Greene’s message over the weekend says Colby must also consider broader principles that form the core of the college’s mission and the fundamental values of the country’s higher education system as the federal government enacts changes to immigration policy.

“America’s colleges and universities are the envy of the world because of our commitment to free inquiry, to educating talented students from here and abroad, to populating our distinguished faculties with leading thinkers from all corners of the globe and to scholarly collaborations that result in groundbreaking discoveries and improve the human condition,” Greene said in his message. “The leading position of our institutions of higher education and the positive impact they have on global progress are threatened by broad-based policies that restrict access to them.”
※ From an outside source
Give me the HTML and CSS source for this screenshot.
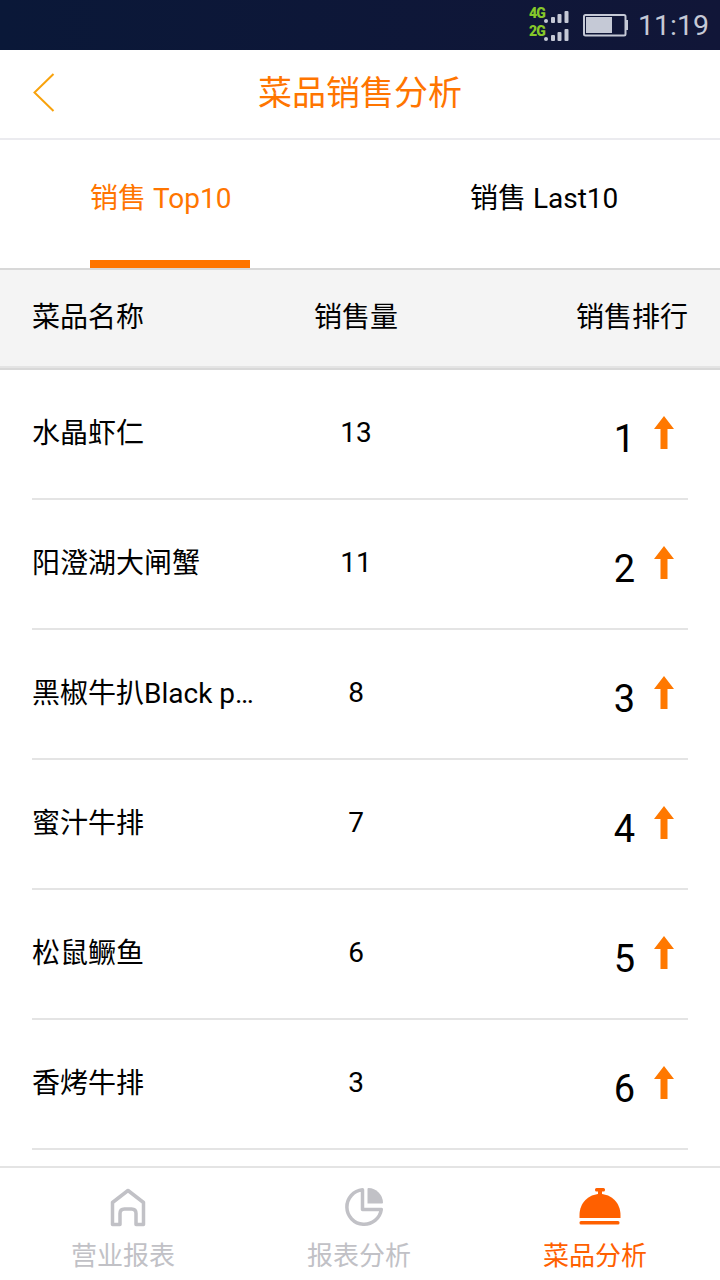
FILE: index.html
```html
<!DOCTYPE html>
<html lang="zh-CN">
<head>
  <meta charset="UTF-8">
  <meta name="viewport" content="width=device-width, initial-scale=1.0">
  <title>菜品销售分析</title>
  <link rel="stylesheet" href="styles.css">
</head>
<body>
  <div class="status-bar">
    <div class="signals">
      <div class="signal">
        <span>4G</span>
        <svg width="25" height="14" viewBox="0 0 25 14" fill="#c5c9d6">
          <rect x="0" y="9" width="4" height="4" rx="2"/>
          <rect x="7" y="7" width="4" height="6" rx="1"/>
          <rect x="13.500" y="4" width="4" height="9" rx="1"/>
          <rect x="20.500" y="1" width="4" height="12" rx="1"/>
        </svg>
      </div>
      <div class="signal">
        <span>2G</span>
        <svg width="25" height="14" viewBox="0 0 25 14" fill="#c5c9d6">
          <rect x="0" y="9" width="4" height="4" rx="2"/>
          <rect x="7" y="7" width="4" height="6" rx="1"/>
          <rect x="13.500" y="4" width="4" height="9" rx="1"/>
          <rect x="20.500" y="1" width="4" height="12" rx="1"/>
        </svg>
      </div>
    </div>
    <svg class="battery" width="46" height="23" viewBox="0 0 46 23">
      <rect x="1" y="1" width="41.500" height="20.500" rx="1.500" fill="none" stroke="#c5c9d6" stroke-width="2"/>
      <rect x="3" y="3" width="26" height="16" fill="#c5c9d6"/>
      <rect x="42.500" y="6" width="2.500" height="10" fill="#c5c9d6"/>
    </svg>
    <span class="time">11:19</span>
  </div>

  <div class="header">
    <svg class="back" width="24" height="40" viewBox="0 0 24 40">
      <path d="M21.500 1L2.500 19.500L21.500 38" fill="none" stroke="#f8a20c" stroke-width="2"/>
    </svg>
    <h1>菜品销售分析</h1>
  </div>

  <div class="tabs">
    <div class="tab active">销售 Top10</div>
    <div class="tab">销售 Last10</div>
  </div>

  <div class="table-head">
    <span class="name">菜品名称</span>
    <span class="count">销售量</span>
    <span class="rank-title">销售排行</span>
  </div>

  <div class="list">
    <div class="row">
      <span class="name">水晶虾仁</span>
      <span class="count">13</span>
      <span class="rank">1</span>
      <svg class="arrow" width="20" height="34" viewBox="0 0 20 34"><path d="M10 0L20 13H13.500V33H6.500V13H0Z"/></svg>
    </div>
    <div class="row">
      <span class="name">阳澄湖大闸蟹</span>
      <span class="count">11</span>
      <span class="rank">2</span>
      <svg class="arrow" width="20" height="34" viewBox="0 0 20 34"><path d="M10 0L20 13H13.500V33H6.500V13H0Z"/></svg>
    </div>
    <div class="row">
      <span class="name">黑椒牛扒Black p…</span>
      <span class="count">8</span>
      <span class="rank">3</span>
      <svg class="arrow" width="20" height="34" viewBox="0 0 20 34"><path d="M10 0L20 13H13.500V33H6.500V13H0Z"/></svg>
    </div>
    <div class="row">
      <span class="name">蜜汁牛排</span>
      <span class="count">7</span>
      <span class="rank">4</span>
      <svg class="arrow" width="20" height="34" viewBox="0 0 20 34"><path d="M10 0L20 13H13.500V33H6.500V13H0Z"/></svg>
    </div>
    <div class="row">
      <span class="name">松鼠鳜鱼</span>
      <span class="count">6</span>
      <span class="rank">5</span>
      <svg class="arrow" width="20" height="34" viewBox="0 0 20 34"><path d="M10 0L20 13H13.500V33H6.500V13H0Z"/></svg>
    </div>
    <div class="row">
      <span class="name">香烤牛排</span>
      <span class="count">3</span>
      <span class="rank">6</span>
      <svg class="arrow" width="20" height="34" viewBox="0 0 20 34"><path d="M10 0L20 13H13.500V33H6.500V13H0Z"/></svg>
    </div>
  </div>

  <div class="tab-bar">
    <div class="item">
      <svg width="44" height="42" viewBox="0 0 44 42" fill="none" stroke="#c1c1c6" stroke-width="3.500" stroke-linejoin="round">
        <path d="M22 4.500L37.500 16.500V38.500H30V27.500Q30 23 25.500 23H18.500Q14 23 14 27.500V38.500H6.500V16.500Z"/>
      </svg>
      <span>营业报表</span>
    </div>
    <div class="item">
      <svg width="44" height="42" viewBox="0 0 44 42">
        <path d="M20.500 3.800A17.300 17.300 0 1 0 39.300 23.500H20.500Z" fill="none" stroke="#c1c1c6" stroke-width="3.500" stroke-linejoin="round"/>
        <path d="M25.500 3Q25.500 2 26.500 2A15 15 0 0 1 41 16.500Q41 17.500 40 17.500H25.500Z" fill="#c1c1c6"/>
      </svg>
      <span>报表分析</span>
    </div>
    <div class="item active">
      <svg width="44" height="42" viewBox="0 0 44 42" fill="#ff6000">
        <rect x="17" y="2" width="10" height="3.500" rx="1.500"/>
        <rect x="20" y="4" width="4" height="6"/>
        <path d="M1.500 32V29C1.500 17 10.500 8 22 8S42.500 17 42.500 29V32Z"/>
        <rect x="1.500" y="35" width="40" height="3.500" rx="1.500"/>
      </svg>
      <span>菜品分析</span>
    </div>
  </div>
</body>
</html>
```
FILE: styles.css
```css
* {
  margin: 0;
  padding: 0;
  box-sizing: border-box;
}

body {
  width: 720px;
  height: 1280px;
  overflow: hidden;
  display: flex;
  flex-direction: column;
  background: #fff;
  color: #000;
  font-family: Roboto, "Noto Sans CJK SC", sans-serif;
  font-size: 28px;
  line-height: 40px;
}

svg {
  display: block;
  flex-shrink: 0;
}

/* status bar */
.status-bar {
  height: 50px;
  flex-shrink: 0;
  display: flex;
  justify-content: flex-end;
  align-items: center;
  padding-right: 12px;
  background: linear-gradient(90deg, #0a1838, #111638);
  color: #c5c9d6;
}

.signals {
  margin-right: 14px;
}

.signal {
  display: flex;
  height: 18px;
  align-items: center;
}

.signal span {
  width: 15px;
  color: #86c82a;
  font-size: 14px;
  font-weight: 900;
  line-height: 18px;
  letter-spacing: -0.8px;
  padding-bottom: 6px;
}

.signal svg {
  margin-top: 2px;
}

.battery {
  margin-right: 9px;
}

.time {
  width: 70px;
  padding-top: 2px;
  font-size: 28.5px;
  white-space: nowrap;
}

/* title */
.header {
  height: 90px;
  flex-shrink: 0;
  display: flex;
  padding: 23px 32px 0;
  border-bottom: 2px solid #ebebef;
}

h1 {
  flex: 1;
  padding-right: 24px;
  text-align: center;
  color: #ff7500;
  font-size: 34px;
  font-weight: 400;
}

/* tabs */
.tabs {
  height: 130px;
  flex-shrink: 0;
  display: flex;
  gap: 220px;
  padding: 39px 90px 0;
  border-bottom: 2px solid #d8d8d8;
}

.tab {
  width: 160px;
  white-space: nowrap;
}

.tab.active {
  color: #ff7500;
  border-bottom: 8px solid #ff7500;
}

/* table */
.table-head {
  height: 100px;
  flex-shrink: 0;
  display: flex;
  padding: 28px 32px 0;
  background: #f4f4f4;
  border-bottom: 2px solid #d8d8d8;
  box-shadow: inset 0 -2px #e4e4e4;
}

.name {
  width: 234px;
  white-space: nowrap;
}

.count {
  width: 180px;
  text-align: center;
}

.rank-title {
  flex: 1;
  text-align: right;
}

.list {
  height: 796px;
  flex-shrink: 0;
  padding: 0 32px;
}

.row {
  height: 130px;
  display: flex;
  padding-top: 43px;
  border-bottom: 2px solid #e4e4e4;
}

.row .name {
  padding-top: 1px;
}

.rank {
  width: 189px;
  padding-top: 6px;
  text-align: right;
  font-size: 38px;
}

.arrow {
  margin: 3px 0 0 19px;
  fill: #ff7800;
}

/* bottom navigation */
.tab-bar {
  height: 114px;
  flex-shrink: 0;
  display: flex;
  padding: 18px 7px 0 5px;
  border-top: 2px solid #e4e4e4;
}

.item {
  flex: 1;
  display: flex;
  flex-direction: column;
  align-items: center;
  color: #c1c1c6;
  font-size: 26px;
}

.item svg {
  margin: 0 0 8px 10px;
}

.item.active {
  color: #ff6000;
}
```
Greene said he will be working with colleagues across the U.S., as well as with federal policy groups, to do all he can to ensure Colby and fellow colleges and universities can “maintain our openness and essential commitment to being worldwide centers of intellectual exchange and instruments of societal advancement.”

In November last year, Colby faculty and staff urged that the college be a “sanctuary center of higher education” that ensures students be protected from deportation and receive legal guidance if necessary in light of Trump’s pledge at the time to cancel a program protecting undocumented youths when he was inaugurated. Trump vowed to cancel the Deferred Action for Childhood Arrivals instituted by President Barack Obama by executive action in 2012, but the new president hasn’t yet acted on that earlier pledge. The DACA initiative gives undocumented youth a temporary reprieve from deportation among other protections, helping hundreds of thousands of people lawfully work, obtain driver’s licenses and bank accounts and travel.

A letter dated Nov. 16 and signed by 113 Colby staff and faculty members said there are DACA students at the college, though it was not known how many. The letter asked how the college would provide for the safety and security of the college community members who may lose protections for their immigration status or face other serious problems. It urged Greene to make arrangements that would ensure the students who were welcomed to Colby and promised financial aid would continue to receive such support.

In response, Greene wrote a letter pledging the college’s commitment to those who are vulnerable.

Greene was one of more than 200 college and university presidents who, in November, signed a statement supporting DACA and urging business, civic, religious and nonprofit organizations to join them in supporting DACA and undocumented immigrant students.